According to the gospels, Jesus claimed to be the Messianic Deliverer of Israel. He predicted his own death and resurrection, events which he believed would lead to the establishment of a literal Kingdom of God on earth. He himself would rule that kingdom as the Messiah, the “Son of Man.” Thus, Jesus challenged the authority of Rome by going to Jerusalem, entering the city like King David, and wreaking havoc on the merchants who did business in the Temple. At the request of the priestly elite, he was executed by the Romans, who rightly saw him as a political revolutionary wanting to overthrow their Judaean collaborators and end Roman rule. This is the interpretation of Jesus’ ministry according to many scholars, with whom I agree.

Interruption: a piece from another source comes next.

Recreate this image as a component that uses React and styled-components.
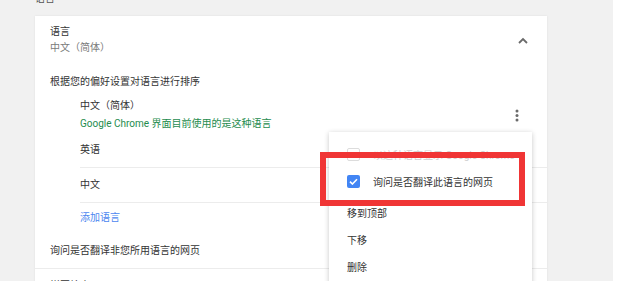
import React from 'react';
import styled, { createGlobalStyle } from 'styled-components';

const GlobalStyle = createGlobalStyle`
  html, body {
    margin: 0;
    padding: 0;
    background: #fff;
  }
  body {
    font-family: Roboto, "Noto Sans CJK SC", sans-serif;
    font-size: 10px;
    color: #333;
  }
`;

const LANGS = ['英语', '中文'];

const MENU = [
    { label: '移到顶部' },
    { label: '下移' },
    { label: '删除' },
];

const ChevronUp = () => (
    <svg width="10" height="7" viewBox="0 0 10 7">
        <path d="M1 6 L5 2 L9 6" fill="none" stroke="#6a6a6a" strokeWidth="1.8" />
    </svg>
);

const Kebab = () => (
    <svg width="4" height="13" viewBox="0 0 4 13">
        <circle cx="2" cy="2" r="1.5" fill="#6a6a6a" />
        <circle cx="2" cy="6.5" r="1.5" fill="#6a6a6a" />
        <circle cx="2" cy="11" r="1.5" fill="#6a6a6a" />
    </svg>
);

const Tick = () => (
    <svg width="9" height="7" viewBox="0 0 9 7">
        <path d="M1 3.6 L3.4 6 L8 1.2" fill="none" stroke="#fff" strokeWidth="1.6" />
    </svg>
);

const App = () => {
    return (
        <>
            <GlobalStyle />
            <Screen>
                <Backdrop>
                    <PageHeading>语言</PageHeading>
                    <Card>
                        <Header>
                            <div>
                                <Title>语言</Title>
                                <Sub>中文（简体）</Sub>
                            </div>
                            <IconSlot>
                                <ChevronUp />
                            </IconSlot>
                        </Header>
                        <SortLabel>根据您的偏好设置对语言进行排序</SortLabel>
                        <LangList>
                            <FirstLang>
                                <div>
                                    <LangName>中文（简体）</LangName>
                                    <LangNote>Google Chrome 界面目前使用的是这种语言</LangNote>
                                </div>
                                <KebabSlot>
                                    <Kebab />
                                </KebabSlot>
                            </FirstLang>
                            {LANGS.map(lang => (
                                <LangRow key={lang}>{lang}</LangRow>
                            ))}
                            <AddLink>添加语言</AddLink>
                        </LangList>
                        <SettingRow>询问是否翻译非您所用语言的网页</SettingRow>
                        <SettingRow $plain>拼写检查</SettingRow>

                        <Menu>
                            <CheckItem $disabled>
                                <Box />
                                以这种语言显示 Google Chrome
                            </CheckItem>
                            <CheckItem>
                                <Box $checked>
                                    <Tick />
                                </Box>
                                询问是否翻译此语言的网页
                            </CheckItem>
                            {MENU.map((item, i) => (
                                <MenuItem key={item.label} $first={i === 0}>
                                    {item.label}
                                </MenuItem>
                            ))}
                        </Menu>
                    </Card>
                </Backdrop>
                <Highlight />
            </Screen>
        </>
    );
};

const Screen = styled.div`
  position: relative;
  width: 620px;
  height: 281px;
  overflow: hidden;
  display: flex;
  background: #fff;
`;

const Backdrop = styled.div`
  width: 613px;
  height: 100%;
  box-sizing: border-box;
  background: #f1f1f1;
  padding-left: 35px;
`;

const PageHeading = styled.div`
  margin-top: -9px;
  line-height: 16px;
  height: 16px;
  color: #555;
  margin-bottom: 9px;
`;

const Card = styled.div`
  position: relative;
  width: 512px;
  height: 300px;
  background: #fff;
  box-shadow: 0 0 2px rgba(0, 0, 0, 0.08);
`;

const Header = styled.div`
  display: flex;
  align-items: center;
  justify-content: space-between;
  padding: 8px 19px 0 15px;
`;

const Title = styled.div`
  line-height: 16px;
  color: #333;
`;

const Sub = styled.div`
  line-height: 16px;
  color: #7a7a7a;
`;

const IconSlot = styled.div`
  display: flex;
`;

const SortLabel = styled.div`
  margin-top: 18px;
  padding-left: 15px;
  line-height: 16px;
  color: #333;
`;

const LangList = styled.div`
  margin-left: 45px;
  padding-top: 7px;
`;

const FirstLang = styled.div`
  display: flex;
  align-items: center;
  justify-content: space-between;
  padding: 0 28px 0 0;
  line-height: 18px;
`;

const LangName = styled.div`
  color: #333;
`;

const LangNote = styled.div`
  color: #1e8c4e;
`;

const KebabSlot = styled.div`
  display: flex;
`;

const LangRow = styled.div`
  height: 34px;
  line-height: 34px;
  border-bottom: 1px solid #ececec;
  color: #333;
`;

const AddLink = styled.div`
  height: 30px;
  line-height: 30px;
  color: #4d87f0;
`;

const SettingRow = styled.div`
  height: 36px;
  line-height: ${p => (p.$plain ? '16px' : '36px')};
  padding: ${p => (p.$plain ? '9px 15px 0' : '0 15px')};
  box-sizing: border-box;
  border-bottom: ${p => (p.$plain ? 'none' : '1px solid #ececec')};
  color: #333;
`;

const Menu = styled.div`
  position: absolute;
  left: 294px;
  top: 116px;
  width: 203px;
  padding: 9px 0 8px;
  background: #fff;
  box-shadow: 0 1px 5px rgba(0, 0, 0, 0.22);
`;

const CheckItem = styled.div`
  display: flex;
  align-items: center;
  gap: 13px;
  height: 27px;
  padding-left: 18px;
  color: ${p => (p.$disabled ? '#cfcfcf' : '#333')};
  white-space: nowrap;
  overflow: hidden;
`;

const Box = styled.span`
  display: flex;
  align-items: center;
  justify-content: center;
  width: 13px;
  height: 13px;
  box-sizing: border-box;
  border-radius: 2px;
  flex-shrink: 0;
  background: ${p => (p.$checked ? '#4285f4' : '#fff')};
  border: ${p => (p.$checked ? 'none' : '1.5px solid #dcdcdc')};
`;

const MenuItem = styled.div`
  height: 27px;
  line-height: 27px;
  padding-left: 18px;
  margin-top: ${p => (p.$first ? '5px' : '0')};
  color: #333;
`;

const Highlight = styled.div`
  position: absolute;
  left: 320px;
  top: 152px;
  width: 205px;
  height: 54px;
  box-sizing: border-box;
  border: 6px solid #f03535;
`;

export default App;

Some writers argue that Jesus’ claims and actions were signs of a delusional or psychotic personality, of a man who suffered from megalomania, paranoia, or schizophrenia. They often point out that Jesus was even accused by his family, his followers, and his contemporaries of being insane and possessed by demons. Mark (3:20-21) tells us, “Then Jesus entered a house, and again a crowd gathered, so that he and his disciples were not even able to eat. When his family heard about this, they went to take charge of him, for they said, ‘He is out of his mind’” (NIV). The family must have been alarmed by Jesus’ challenge to the Jewish ritual purity system, in which they had been reared. No doubt they didn’t comprehend how Jesus’ ethic of love was superior to the system of sacrifice and ritual cleansing maintained by the priestly class. And they were taken aback by the adoring crowds that followed this scion of a humble family.
Well, I certainly don’t agree that Jesus was psychotic. The hall mark of psychosis is a disconnect from reality, particularly social reality. Jesus well understood the reality of Roman oppression—which was why he attracted crowds of poor, downtrodden people. Moreover, his emphasis on love, forgiveness, and compassion was part of a Jewish prophetic tradition that lived on beside the dominant ritualistic religion of his day. And many first century Jews—not just Jesus—believed in a Messiah who would free Judaea from Roman rule. In other words, the messianic idea was a religious-cultural reality that Jesus embraced. As to his supposed megalomania, that quality was actually a profound sense of mission and a loving service to God and the Jewish people.
Schizophrenics are characterized by their withdrawal from, and lack of connection to, other people. Certainly, Jesus frequently wanted to get away from the crush of a crowd, but he was extremely sociable. He loved parties and the companionship of women. Although I doubt its historicity, in the Gospel of John Jesus performed his first miracle at a wedding feast. He became mentor to twelve disciples with whom he had a close, intimate relationship; and he was followed by a larger group of unnamed men and women. After Jesus’ death, his disciples could not forget the warmth of his friendship and his dedication to the greater good. They refused to let his memory die.
No, Jesus was not crazy. He was a mature, mentally healthy person. And—I dare say—he was a prophet sent by God.